I know this is out of left field, but has anyone tried a pair of Cinch green label jeans? They are very reasonable- 3 pairs for $27.00ea, or about $40. a pair. They make several cuts, but the green label is a standard. The rise is almost up to the waist, and past the knee the leg is straight. That's what I like about 'em. Good fit, not tapered legs like the Levis 505/545. They do, however run large, so I wear one size smaller than Bills Khakis. The only drawback is they don't sell "dry" denim, but the dark wash is pretty dark.
These are available at any western wear store, and out here in West Texas, they're as popular as Wranglers.
Just my 2c- Mark


----------



## Marcus Brody (Oct 11, 2008)

Alan, 

What color are those? I was looking for some tumbled rigid 514s for a while, but couldn't find any in store to try on so ended up with whatever the darkest wash they have at the moment is.


----------



## AlanC (Oct 28, 2003)

^Those are whatever the tumbled rigid color is called. Dark indigo, or whatever. I ordered mine from Tilley's through Amazon. Do a Google or check the SF SW&D forum for somewhere that carries them.


----------



## Orgetorix (May 20, 2005)

The 514s Alan posted a few weeks ago piqued my interest, so I went to my local Dillard's and tried them on to see if they'd work for me. No go; they were just too tight in the seat and thighs, and the rise was slightly low for my tastes. They did have the 505s in the same color, so I tried those on and found them to be a better fit.

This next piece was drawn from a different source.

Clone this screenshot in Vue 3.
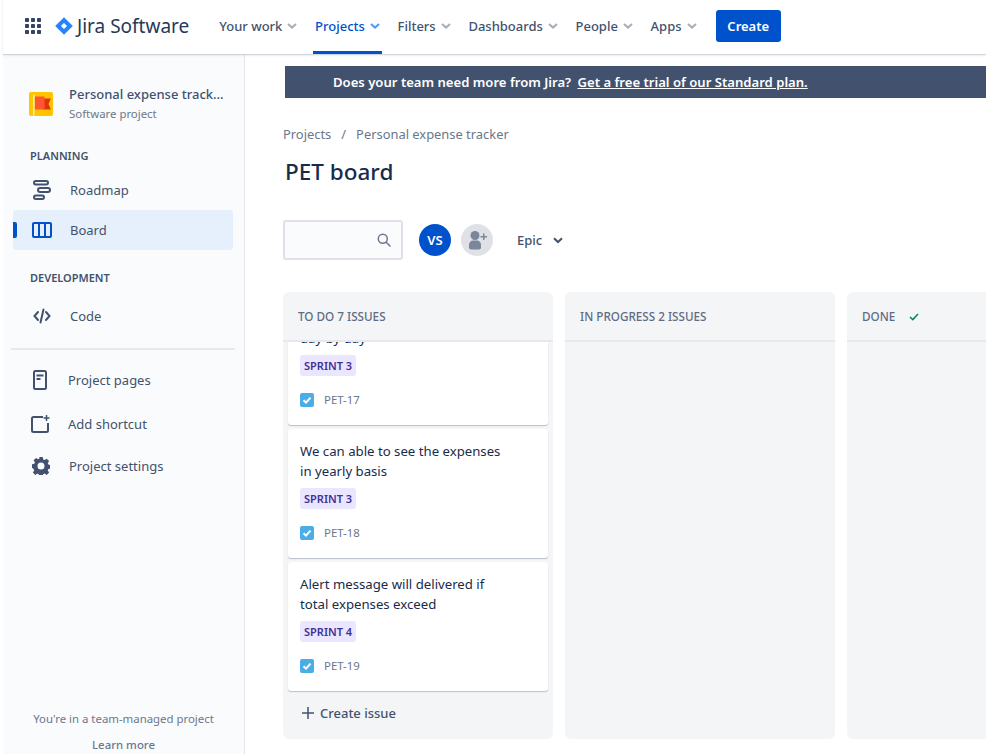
<template>
  <div class="page">
    <header class="topbar">
      <svg class="apps-icon" width="16" height="16" viewBox="0 0 16 16">
        <g fill="#344563">
          <template v-for="y in [0, 6, 12]" :key="y">
            <rect v-for="x in [0, 6, 12]" :key="x" :x="x" :y="y" width="4" height="4" rx="0.8" />
          </template>
        </g>
      </svg>
      <div class="logo">
        <svg width="18" height="18" viewBox="0 0 18 18">
          <path fill="#2684FF" d="M9 0.2 17.8 9 9 17.8 0.2 9Z" />
          <path fill="#fff" d="M9 5.9 12.1 9 9 12.1 5.9 9Z" />
        </svg>
        <span>Jira Software</span>
      </div>
      <nav class="nav">
        <a v-for="item in navItems" :key="item" class="nav-item" :class="{ active: item === 'Projects' }">
          {{ item }}
          <svg width="10" height="6" viewBox="0 0 10 6"><path d="M1 1 5 4.6 9 1" fill="none" stroke-width="2" /></svg>
        </a>
      </nav>
      <button class="create-btn">Create</button>
    </header>

    <div class="content">
      <aside class="sidebar">
        <div class="project">
          <svg width="24" height="24" viewBox="0 0 24 24">
            <rect width="24" height="24" rx="2" fill="#FFC400" />
            <rect x="4" y="2.500" width="1.500" height="21.500" fill="#DEEBE6" />
            <path fill="#DE350B" d="M14 6.500h8l-2.500 5.500 2.500 5.500H14Z" />
            <path fill="#FF5630" d="M6 4.500h9.500v13H6Z" />
          </svg>
          <div class="project-text">
            <div class="project-name">Personal expense track...</div>
            <div class="project-type">Software project</div>
          </div>
        </div>

        <div class="group-title planning">PLANNING</div>
        <a class="side-link roadmap">
          <svg width="20" height="20" viewBox="0 0 20 20" fill="none" stroke="#42526E" stroke-width="2">
            <rect x="1" y="1" width="14" height="3.500" rx="1.750" />
            <rect x="5" y="8" width="12" height="4" rx="2" />
            <rect x="1" y="15.500" width="10" height="3.500" rx="1.750" />
          </svg>
          <span>Roadmap</span>
        </a>
        <a class="side-link current">
          <svg width="20" height="16" viewBox="0 0 20 16" fill="none" stroke="#0052CC" stroke-width="2">
            <rect x="1" y="1" width="18" height="14" rx="1" />
            <path d="M7 1v14M13 1v14" />
          </svg>
          <span>Board</span>
        </a>

        <div class="group-title development">DEVELOPMENT</div>
        <a class="side-link code">
          <svg width="18" height="16" viewBox="0 0 18 16" fill="none" stroke="#42526E" stroke-width="2" stroke-linecap="round">
            <path d="M5 4 1.500 8 5 12M13 4l3.500 4-3.500 4M10.500 1.500 7.500 14.500" />
          </svg>
          <span>Code</span>
        </a>

        <div class="divider"></div>

        <a class="side-link small pages">
          <svg width="14" height="20" viewBox="0 0 14 20" fill="none">
            <rect x="1" y="1" width="12" height="18" rx="1.500" stroke="#42526E" stroke-width="2" />
            <path d="M3.500 4.500h7v2h-7ZM3.500 8h4v2h-4Z" fill="#42526E" />
          </svg>
          <span>Project pages</span>
        </a>
        <a class="side-link small shortcut">
          <svg width="19" height="19" viewBox="0 0 19 19" fill="none" stroke="#42526E" stroke-width="2">
            <path d="M12 2H2.500A1.500 1.500 0 0 0 1 3.500v12A1.500 1.500 0 0 0 2.500 17h13a1.500 1.500 0 0 0 1.500-1.500V8" />
            <path d="M15.500 0v6M12.500 3h6" stroke-width="1.500" />
          </svg>
          <span>Add shortcut</span>
        </a>
        <a class="side-link small settings">
          <svg width="18" height="18" viewBox="0 0 18 18">
            <path fill="#42526E" fill-rule="evenodd" d="M7.300 0h3.400l.5 2.400 1.400.6 2.100-1.300 2.400 2.400-1.300 2.100.6 1.400 2.400.5v3.400l-2.400.5-.6 1.400 1.300 2.100-2.400 2.400-2.100-1.300-1.400.6-.5 2.400H7.300l-.5-2.400-1.400-.6-2.100 1.300-2.400-2.400 1.300-2.100-.6-1.400L-.1 10.700V7.300l2.400-.5.6-1.400-1.300-2.100 2.400-2.400 2.100 1.300 1.400-.6ZM9 5.500a3.500 3.500 0 1 0 0 7 3.500 3.500 0 0 0 0-7Z" />
          </svg>
          <span>Project settings</span>
        </a>

        <div class="side-foot">
          <p>You're in a team-managed project</p>
          <a>Learn more</a>
        </div>
      </aside>

      <main class="main">
        <div class="banner">
          Does your team need more from Jira?
          <a>Get a free trial of our Standard plan.</a>
        </div>

        <div class="crumbs">
          <a>Projects</a><span class="slash">/</span><a>Personal expense tracker</a>
        </div>
        <h1>PET board</h1>

        <div class="filters">
          <div class="search">
            <svg width="14" height="14" viewBox="0 0 14 14" fill="none" stroke="#6B778C" stroke-width="1.500">
              <circle cx="5.800" cy="5.800" r="4.500" />
              <path d="M9.200 9.200 13 13" stroke-linecap="round" />
            </svg>
          </div>
          <div class="avatar">VS</div>
          <div class="avatar add">
            <svg width="22" height="22" viewBox="0 0 22 22" fill="#7A869A">
              <circle cx="9" cy="6.500" r="4.500" />
              <path d="M3 16c0-3 2-4.500 4-4.500h4c2 0 4 1.500 4 4.500v2.500a2 2 0 0 1-2 2H5a2 2 0 0 1-2-2Z" />
              <path d="M17 4.500h1.500V7H21v1.500h-2.500V11H17V8.500h-2.500V7H17Z" />
            </svg>
          </div>
          <div class="epic">
            Epic
            <svg width="10" height="7" viewBox="0 0 10 7"><path d="M1 1.200 5 5 9 1.200" fill="none" stroke="#42526E" stroke-width="2" /></svg>
          </div>
        </div>

        <section class="board">
          <div class="column">
            <div class="col-head">TO DO 7 ISSUES</div>
            <div class="cards">
              <article v-for="card in cards" :key="card.key" class="card">
                <p class="summary">{{ card.line1 }}<br />{{ card.line2 }}</p>
                <span class="tag">{{ card.sprint }}</span>
                <div class="issue-key">
                  <svg width="14" height="14" viewBox="0 0 14 14">
                    <rect width="14" height="14" rx="2" fill="#4BADE8" />
                    <path d="M3.500 7.200 6 9.600 10.500 4.600" fill="none" stroke="#fff" stroke-width="2" />
                  </svg>
                  <span>{{ card.key }}</span>
                </div>
              </article>
            </div>
            <div class="create-issue">
              <svg width="12" height="12" viewBox="0 0 12 12"><path d="M6 0v12M0 6h12" stroke="#42526E" stroke-width="1.500" /></svg>
              Create issue
            </div>
          </div>
          <div class="column">
            <div class="col-head">IN PROGRESS 2 ISSUES</div>
          </div>
          <div class="column">
            <div class="col-head">
              DONE
              <svg class="done-check" width="10" height="8" viewBox="0 0 10 8"><path d="M1 4 3.800 6.600 9 1" fill="none" stroke="#00875A" stroke-width="1.500" /></svg>
            </div>
          </div>
        </section>
      </main>
    </div>
  </div>
</template>

<script setup>
const navItems = ['Your work', 'Projects', 'Filters', 'Dashboards', 'People', 'Apps']

const cards = [
  { key: 'PET-17', sprint: 'SPRINT 3', line1: 'We can able to see the expenses', line2: 'day by day' },
  { key: 'PET-18', sprint: 'SPRINT 3', line1: 'We can able to see the expenses', line2: 'in yearly basis' },
  { key: 'PET-19', sprint: 'SPRINT 4', line1: 'Alert message will delivered if', line2: 'total expenses exceed' }
]
</script>

<style>
html, body {
  margin: 0;
  background: #fff;
  overflow: hidden;
}
</style>

<style scoped>
.page {
  width: 986px;
  height: 754px;
  box-sizing: border-box;
  padding-left: 3px;
  overflow: hidden;
  display: flex;
  flex-direction: column;
  font-family: "Noto Sans", "Open Sans", sans-serif;
  font-size: 13px;
  color: #42526E;
}

.topbar {
  position: relative;
  z-index: 2;
  flex: 0 0 54px;
  display: flex;
  align-items: center;
  padding-left: 22px;
  background: #fff;
  box-shadow: 0 1px 1px rgba(9, 30, 66, 0.14), 0 2px 3px rgba(9, 30, 66, 0.05);
}

.apps-icon {
  margin-bottom: 2px;
}

.logo {
  display: flex;
  align-items: center;
  gap: 4px;
  margin-left: 14px;
  margin-bottom: 2px;
  font-size: 19px;
  color: #253858;
}

.nav {
  display: flex;
  height: 100%;
  margin-left: 28px;
}

.nav-item {
  display: flex;
  align-items: center;
  gap: 5px;
  padding: 0 2px;
  margin-right: 13.700px;
  box-sizing: border-box;
  border-bottom: 3px solid transparent;
  font-weight: 500;
  color: #42526E;
  stroke: #A5ADBA;
}

.nav-item.active {
  color: #0052CC;
  stroke: #4C9AFF;
  border-bottom-color: #0052CC;
}

.create-btn {
  width: 65px;
  height: 32px;
  margin-left: 3.500px;
  margin-bottom: 2px;
  border: none;
  border-radius: 3px;
  background: #0052CC;
  color: #fff;
  font: 600 13px "Noto Sans", sans-serif;
}

.content {
  flex: 1;
  min-height: 0;
  display: flex;
}

.sidebar {
  flex: 0 0 242px;
  box-sizing: border-box;
  display: flex;
  flex-direction: column;
  background: #FAFBFC;
  border-right: 1px solid #E4E6EA;
}

.project {
  display: flex;
  align-items: center;
  gap: 16px;
  margin: 30px 0 0 26px;
  height: 40px;
}

.project-name {
  font-weight: 500;
  line-height: 20px;
}

.project-type {
  font-size: 11.400px;
  line-height: 20px;
  color: #6B778C;
}

.group-title {
  margin-left: 27px;
  font-size: 11px;
  font-weight: 600;
  line-height: 16px;
}

.planning {
  margin-top: 24px;
}

.development {
  margin-top: 20px;
}

.side-link {
  display: flex;
  align-items: center;
  height: 40px;
  margin: 0 11px 0 10px;
  padding-left: 20px;
  gap: 18px;
  border-radius: 3px;
}

.side-link svg {
  flex: none;
}

.roadmap {
  margin-top: 6px;
  gap: 17px;
}

.current {
  position: relative;
  background: #E6F0FC;
  color: #42526E;
  padding-left: 19px;
}

.current::before {
  content: "";
  position: absolute;
  left: 0;
  top: 12px;
  width: 4px;
  height: 16px;
  border-radius: 0 2px 2px 0;
  background: #0052CC;
}

.code {
  margin-top: 10px;
  gap: 19px;
}

.divider {
  height: 2px;
  margin: 12px 9px 0 8px;
  background: #E6E8EC;
}

.small {
  height: 44px;
}

.pages {
  margin-top: 8px;
  gap: 21px;
}

.shortcut {
  padding-left: 18px;
  gap: 18px;
}

.settings {
  height: 40px;
  padding-left: 19px;
  gap: 19px;
}

.side-foot {
  margin-top: auto;
  text-align: center;
  font-size: 11.400px;
  color: #6B778C;
}

.side-foot p {
  margin: 0 0 10px;
  line-height: 16px;
}

.side-foot a {
  display: block;
  line-height: 16px;
  margin-bottom: 1px;
  font-weight: 500;
}

.main {
  flex: 1;
  min-width: 0;
  padding: 12px 0 0 38px;
  overflow: hidden;
}

.banner {
  width: 760px;
  height: 32px;
  margin-left: 2px;
  padding-left: 48px;
  line-height: 32px;
  box-sizing: border-box;
  background: #42526E;
  color: #fff;
  font-size: 13.100px;
  font-weight: 600;
  white-space: nowrap;
}

.banner a {
  margin-left: 3px;
  text-decoration: underline;
}

.crumbs {
  margin-top: 26px;
  line-height: 20px;
  font-size: 12.900px;
  color: #6B778C;
}

.slash {
  margin: 0 10px;
}

h1 {
  margin: 12px 0 0 2px;
  font-size: 22.500px;
  line-height: 32px;
  font-weight: 500;
  color: #172B4D;
}

.filters {
  display: flex;
  align-items: center;
  margin-top: 32px;
  height: 40px;
}

.search {
  width: 120px;
  height: 40px;
  box-sizing: border-box;
  border: 2px solid #DFE1E6;
  border-radius: 3px;
  background: #FAFBFC;
  display: flex;
  align-items: center;
  justify-content: flex-end;
  padding-right: 10px;
}

.avatar {
  width: 32px;
  height: 32px;
  margin-left: 16px;
  border-radius: 50%;
  background: #0052CC;
  color: #fff;
  font-weight: 600;
  display: flex;
  align-items: center;
  justify-content: center;
}

.avatar.add {
  margin-left: 10px;
  background: #DFE1E6;
}

.epic {
  display: flex;
  align-items: center;
  gap: 11px;
  margin-left: 24px;
  font-weight: 500;
}

.board {
  display: flex;
  gap: 12px;
  margin-top: 32px;
  width: 830px;
}

.column {
  flex: 0 0 270px;
  height: 447px;
  display: flex;
  flex-direction: column;
  border-radius: 6px;
  background: #F4F5F7;
}

.col-head {
  flex: 0 0 50px;
  box-sizing: border-box;
  display: flex;
  align-items: center;
  padding: 0 0 0 15px;
  font-size: 11.700px;
  font-weight: 500;
  color: #5E6C84;
  border-bottom: 2px solid #E6E8EC;
}

.done-check {
  margin-left: 14px;
  margin-top: 2px;
}

.cards {
  flex: 1;
  min-height: 0;
  overflow: hidden;
  padding: 0 5px;
}

.card {
  height: 129px;
  box-sizing: border-box;
  margin-bottom: 4px;
  padding: 12px 12px 0;
  background: #fff;
  border-radius: 3px;
  box-shadow: 0 1px 1px rgba(9, 30, 66, 0.25);
  color: #172B4D;
}

.card:first-child {
  margin-top: -46px;
}

.summary {
  margin: 0;
  line-height: 20px;
  font-size: 13.200px;
}

.tag {
  display: inline-block;
  margin-top: 7px;
  padding: 0 4px;
  line-height: 21px;
  border-radius: 3px;
  background: #EAE6FF;
  color: #403294;
  font-size: 11px;
  font-weight: 600;
}

.issue-key {
  display: flex;
  align-items: center;
  gap: 10px;
  margin-top: 16px;
  font-size: 11.400px;
  color: #6B778C;
}

.create-issue {
  flex: 0 0 44px;
  box-sizing: border-box;
  padding: 0 0 8px 19px;
  display: flex;
  align-items: center;
  gap: 6px;
  font-weight: 500;
}
</style>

When I tried them on and first started wearing them after pulling the trigger, they were still a nicely slim fit despite being what Levis calls "regular" fit. But after just a few hours of wearing them, they've stretched enough that I wonder if I might have been able to get away with the 514s, after all.

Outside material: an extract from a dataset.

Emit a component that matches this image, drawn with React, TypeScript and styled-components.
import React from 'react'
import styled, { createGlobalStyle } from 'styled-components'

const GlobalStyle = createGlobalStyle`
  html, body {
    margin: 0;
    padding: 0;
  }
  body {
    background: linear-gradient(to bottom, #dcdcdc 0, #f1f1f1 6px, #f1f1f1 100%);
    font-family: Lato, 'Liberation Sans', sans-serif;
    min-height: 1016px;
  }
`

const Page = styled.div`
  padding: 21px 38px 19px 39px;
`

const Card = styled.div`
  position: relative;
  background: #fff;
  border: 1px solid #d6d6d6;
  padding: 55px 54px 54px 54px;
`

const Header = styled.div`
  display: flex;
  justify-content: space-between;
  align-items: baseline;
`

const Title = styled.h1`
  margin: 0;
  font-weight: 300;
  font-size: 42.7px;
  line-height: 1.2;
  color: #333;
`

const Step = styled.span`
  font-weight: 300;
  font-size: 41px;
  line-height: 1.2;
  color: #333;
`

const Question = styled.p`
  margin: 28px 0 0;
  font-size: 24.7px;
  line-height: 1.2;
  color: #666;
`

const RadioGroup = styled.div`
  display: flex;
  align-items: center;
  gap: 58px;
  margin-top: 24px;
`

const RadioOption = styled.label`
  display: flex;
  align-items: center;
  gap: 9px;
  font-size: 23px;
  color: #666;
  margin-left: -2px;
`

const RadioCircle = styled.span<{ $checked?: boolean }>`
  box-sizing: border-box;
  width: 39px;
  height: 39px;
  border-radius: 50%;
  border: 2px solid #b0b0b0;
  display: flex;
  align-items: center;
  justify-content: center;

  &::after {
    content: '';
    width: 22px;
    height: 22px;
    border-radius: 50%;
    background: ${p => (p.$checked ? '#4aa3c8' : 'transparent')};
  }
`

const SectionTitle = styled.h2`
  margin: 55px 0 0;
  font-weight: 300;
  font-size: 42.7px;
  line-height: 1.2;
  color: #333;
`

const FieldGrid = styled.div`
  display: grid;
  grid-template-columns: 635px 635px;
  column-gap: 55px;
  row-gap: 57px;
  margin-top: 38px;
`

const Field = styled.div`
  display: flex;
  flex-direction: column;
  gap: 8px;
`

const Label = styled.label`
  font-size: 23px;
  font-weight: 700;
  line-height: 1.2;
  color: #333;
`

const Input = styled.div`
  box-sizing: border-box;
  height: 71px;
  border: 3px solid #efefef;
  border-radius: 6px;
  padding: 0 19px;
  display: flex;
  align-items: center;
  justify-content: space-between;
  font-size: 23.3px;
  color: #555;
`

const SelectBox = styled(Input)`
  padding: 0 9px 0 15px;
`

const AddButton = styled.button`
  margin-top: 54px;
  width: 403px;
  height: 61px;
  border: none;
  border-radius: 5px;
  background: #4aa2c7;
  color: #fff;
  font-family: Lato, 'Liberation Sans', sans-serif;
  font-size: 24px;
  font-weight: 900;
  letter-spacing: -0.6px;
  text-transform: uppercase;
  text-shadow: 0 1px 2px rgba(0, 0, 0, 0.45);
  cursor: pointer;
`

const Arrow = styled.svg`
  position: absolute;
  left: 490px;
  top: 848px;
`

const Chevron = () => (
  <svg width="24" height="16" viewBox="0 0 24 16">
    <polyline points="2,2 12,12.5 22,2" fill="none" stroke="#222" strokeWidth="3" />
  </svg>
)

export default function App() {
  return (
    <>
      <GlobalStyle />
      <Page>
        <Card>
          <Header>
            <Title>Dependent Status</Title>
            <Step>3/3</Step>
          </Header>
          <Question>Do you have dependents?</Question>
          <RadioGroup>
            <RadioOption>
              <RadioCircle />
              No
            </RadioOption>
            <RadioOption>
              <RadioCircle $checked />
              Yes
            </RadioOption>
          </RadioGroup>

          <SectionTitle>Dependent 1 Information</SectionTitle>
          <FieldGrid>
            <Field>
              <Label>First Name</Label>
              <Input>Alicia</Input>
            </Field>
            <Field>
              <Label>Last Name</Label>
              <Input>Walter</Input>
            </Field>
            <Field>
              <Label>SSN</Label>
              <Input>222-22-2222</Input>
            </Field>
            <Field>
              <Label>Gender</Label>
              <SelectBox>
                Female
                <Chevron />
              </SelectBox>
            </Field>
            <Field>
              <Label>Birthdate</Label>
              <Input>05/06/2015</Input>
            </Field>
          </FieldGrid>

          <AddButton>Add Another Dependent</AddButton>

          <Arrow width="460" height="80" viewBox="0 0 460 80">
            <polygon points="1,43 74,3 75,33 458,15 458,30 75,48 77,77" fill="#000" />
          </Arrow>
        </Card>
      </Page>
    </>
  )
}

My only complaint is that I wish they were about half an inch to an inch longer. These are 30" inseam, and the 32s that I tried on were too long.


----------



## Pale Male (Mar 24, 2008)

*Just Say NO to Denim Below 23rd Street...*

Possibilities: Black Corduroy, Black Moleskin, Black Velvet, Black Gabardine, Black Canvas, Black Leather -- studded/striped or not and Chaps for the Bold, Brave, and/or Beautiful.

Charcoal Flannels. And a while back, Mizrahi made "jeans" out of gray flannel.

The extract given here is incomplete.